“Water, water everywhere, nor any drop to drink”, this line from the famous poem, ‘The Rime of the Ancient Mariner’, by Samuel Taylor Coleridge could metaphorically define the conflict surrounding the Nile especially while preluding to the future of the countries of the Nile basin who are now threatened by lack of constant water supply. The Nile has held importance since the brewing of the civilisation, as nations since ancient times have been dependent on the river for drinking water, food, trade, and transportation. Till date the importance of Nile, also called the father of African rivers, has not subsided and nations dependent on the river are worried over the brewing politics around the Nile.
On July 5, as the summer rains began to swell the Blue Nile, Ethiopia resumed filling the vast dam reservoir of its controversial Grand Ethiopian Renaissance Dam (GERD), after notifying Egypt.
The Nile River flows from south to north through eastern Africa. Beginning in the rivers that flow into Lake Victoria in Uganda, Tanzania, and Kenya, the White Nile joins Blue Nile emanating from Ethiopia. Nile traverses 6,600-plus kilometres through eleven countries in Africa, Burundi, the Democratic Republic of Congo (DRC), Egypt, Eritrea, Ethiopia, Kenya, Rwanda, Sudan, Tanzania, and Uganda before emptying into the Mediterranean as one of the longest rivers in the world.
Ethiopia filling the GERD reservoir is bad news for all 11 nations dependent on the Nile basin, more specifically Egypt and Sudan. There is simply not enough water to meet their rapidly growing needs. At the request of Egypt and Sudan, the UN Security Council debated the crisis and urged Ethiopia, Sudan and Egypt to avoid unilateral action. In the battle for the Nile, reservoir filling is just the start of Egypt’s woes.
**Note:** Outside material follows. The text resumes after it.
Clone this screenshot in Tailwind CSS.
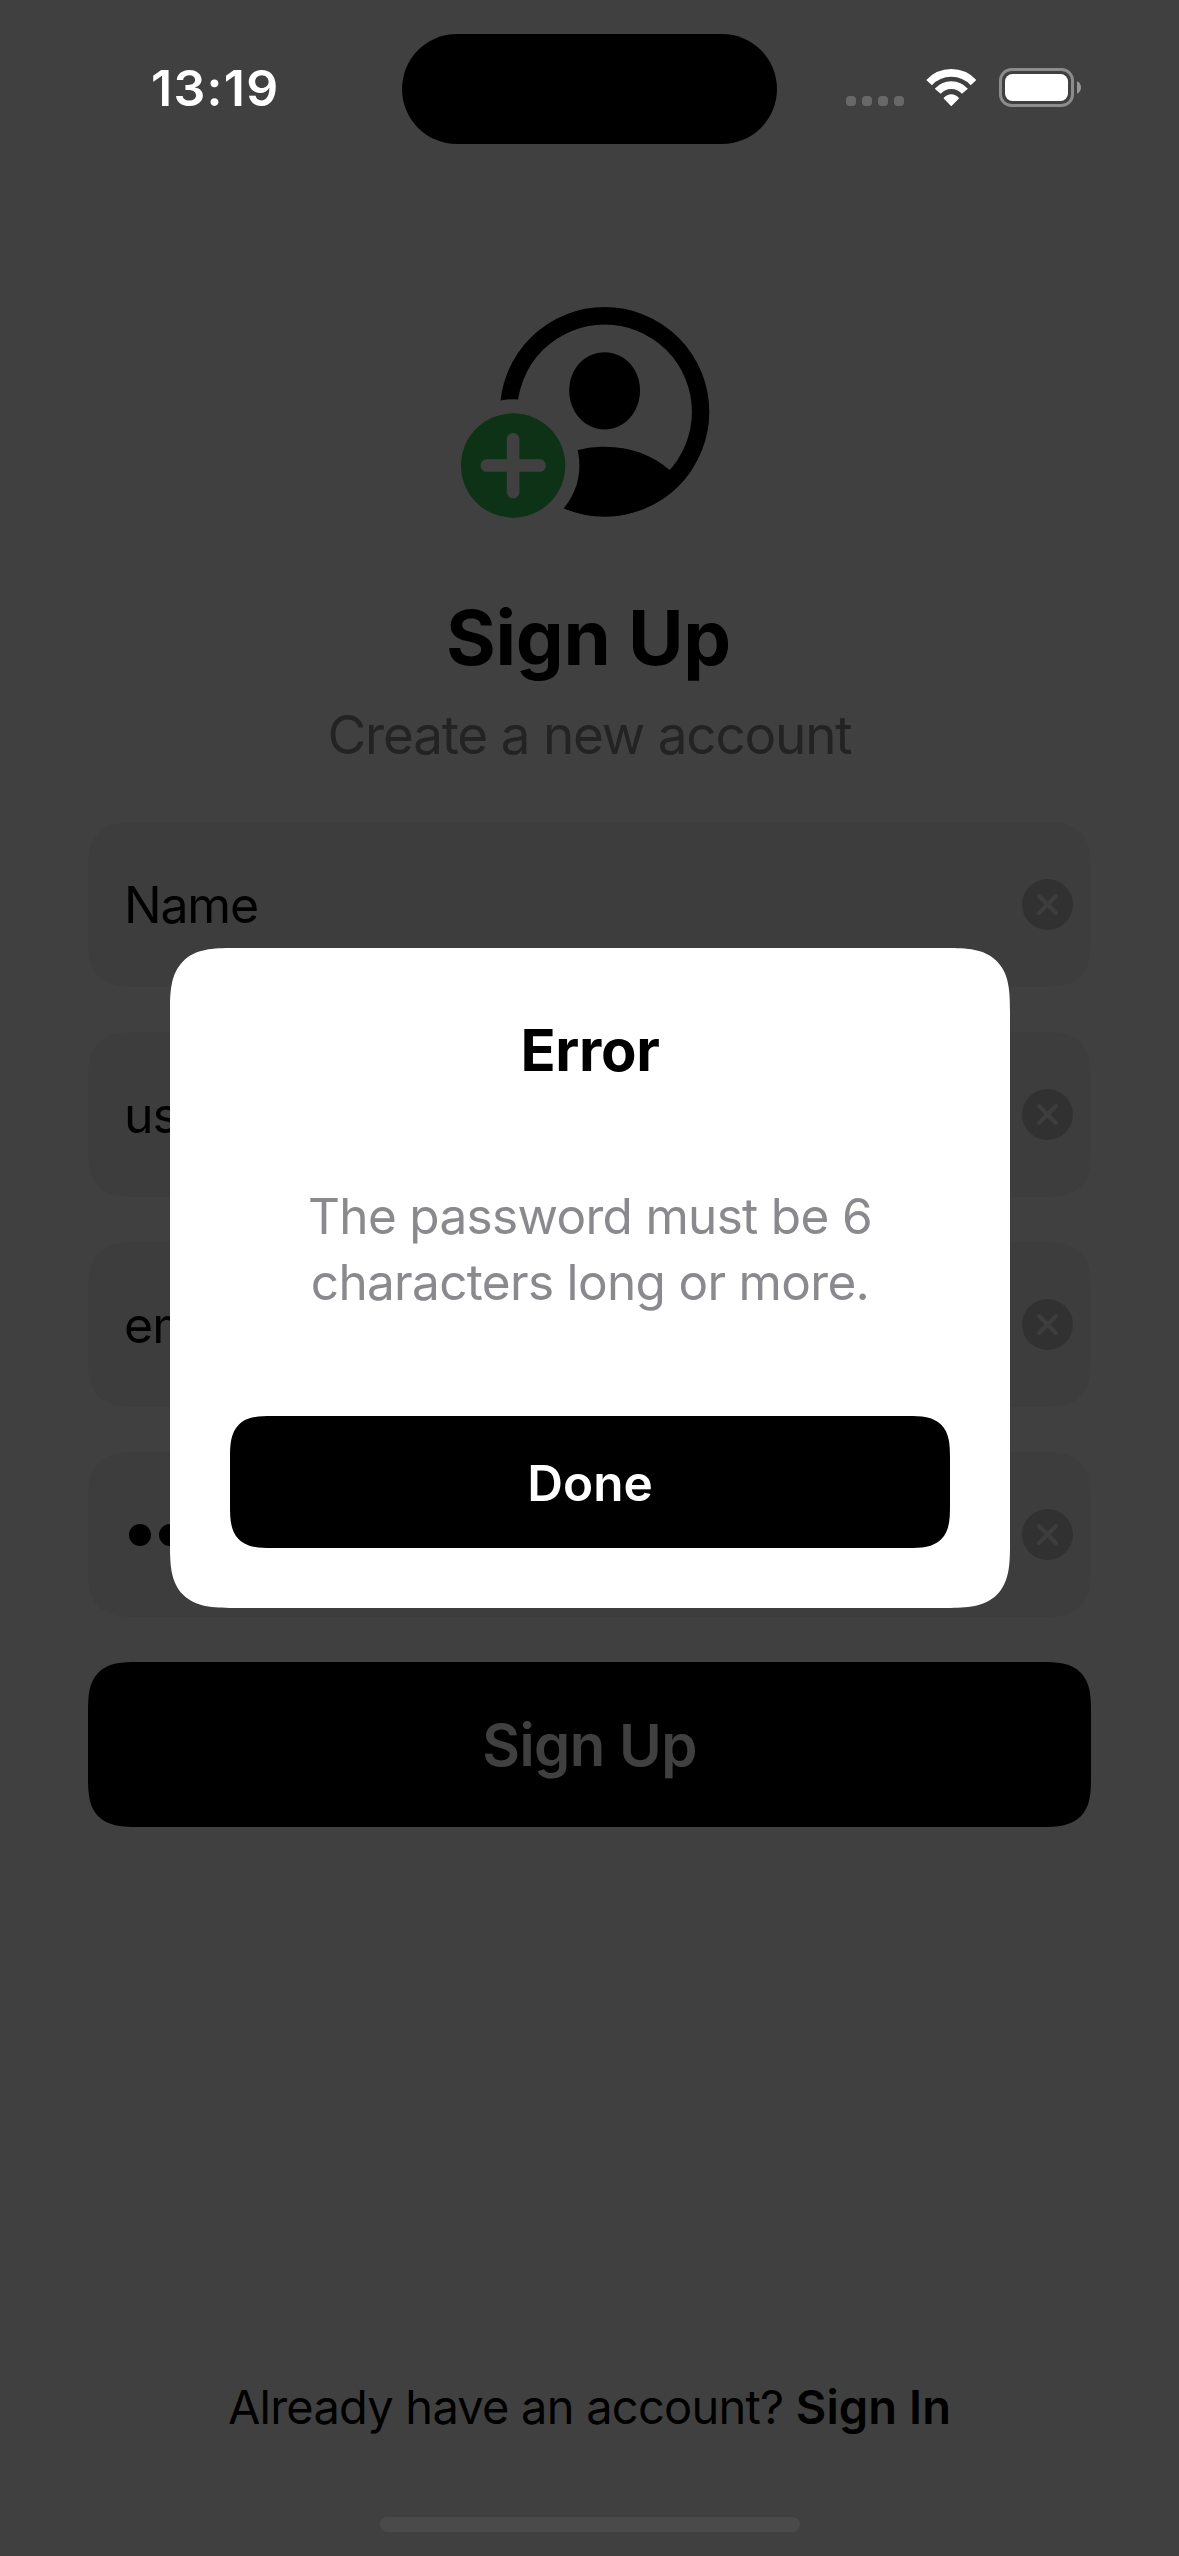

In 1999, riparian nations set up the Nile Basin Initiative (NBI) to collaborate and manage fair access to the Nile waters in an “equitable way to ensure prosperity, security and peace for all its peoples.” The NBI devised a 10-year strategy in 2017 to ensure “cooperation and joint action between the riparian countries, seeking win-win gains.” Ethiopia’s unilateral action has undermined the NBI.
Egypt remained the master of the Nile for centuries but now has no exclusive rights and could even be deprived of adequate water. Half of Ethiopia’s 120 million population has no electricity, hence it is desperate to begin generating power for domestic use and profitable export.
The volume of water that flows down the Blue and White Niles is limited but the populations of Nile basin states and their developmental ambitions are unlimited. Currently some 260 million people—about 54 percent of the total 11 riparian countries population—depend on the Nile. Egypt’s largest number of citizens—86 million, and 94 percent of its entire population–are dependent on the Nile waters. The NBI estimates the energy demand of Nile basin people to triple by 2035.
The UN defines water scarcity as supplies below 1,000 cubic meters of water per person per year and Egyptians have 570 cubic meters which could drop below 500 by 2025, even without the GERD. The NBI’s 10-year strategy estimated that if countries develop as planned, 1.5 Niles will be needed by 2050. The strategy suggested to better monitor, manage and develop the Nile, use existing water sources more efficiently and explore new ones to have enough water for all.
Egypt is modernizing irrigation systems, fixing leaky canals and drains and avoiding water-intensive crops like rice. The NBI’s strategy talks of “unlocking and optimising hydropower potential.” This highlights a grim reality that nations will fight over limited volumes of the Nile waters.
The riparian states need to build the right dams in the right places, connect regional power grids and use the harnessed energy to light up region’s cities and energise economies. The squabble over the dam could soon be overshadowed by an even grim news. South Sudan announced in June to build a hydroelectric dam on the White Nile upstream of Sudan and Egypt.
Though about 80 percent of Egypt’s water comes from the Blue Nile and its tributaries, reducing the flow of the remaining 20 percent would obviously create additional problems for the country. And that could just be the start. The other countries of the Nile basin will want to place their economies and societies on a similar footing to those of Egypt.
Ethiopia is also working on three more dams. Once the GERD starts successfully generating power and export income, Addis Ababa can persuade international investors to back new hydroelectric ventures. Ethiopia’s success with the GERD will also generate interest in the construction of other dams throughout the Nile basin.
The Nile basin “offers huge potential for hydroelectric power generation, but largely remains untapped, with existing facilities representing about 26 percent of potential capacity.”
The African Union, the Arab League, the NBI and the UN Security Council have all failed to break the deadlock over the GERD. Egyptian Ministers accused Ethiopia of intransigence over reservoir filling. Some suggest a pre-emptive international diplomatic intervention to prevent the potential disasters looming over the Nile basin.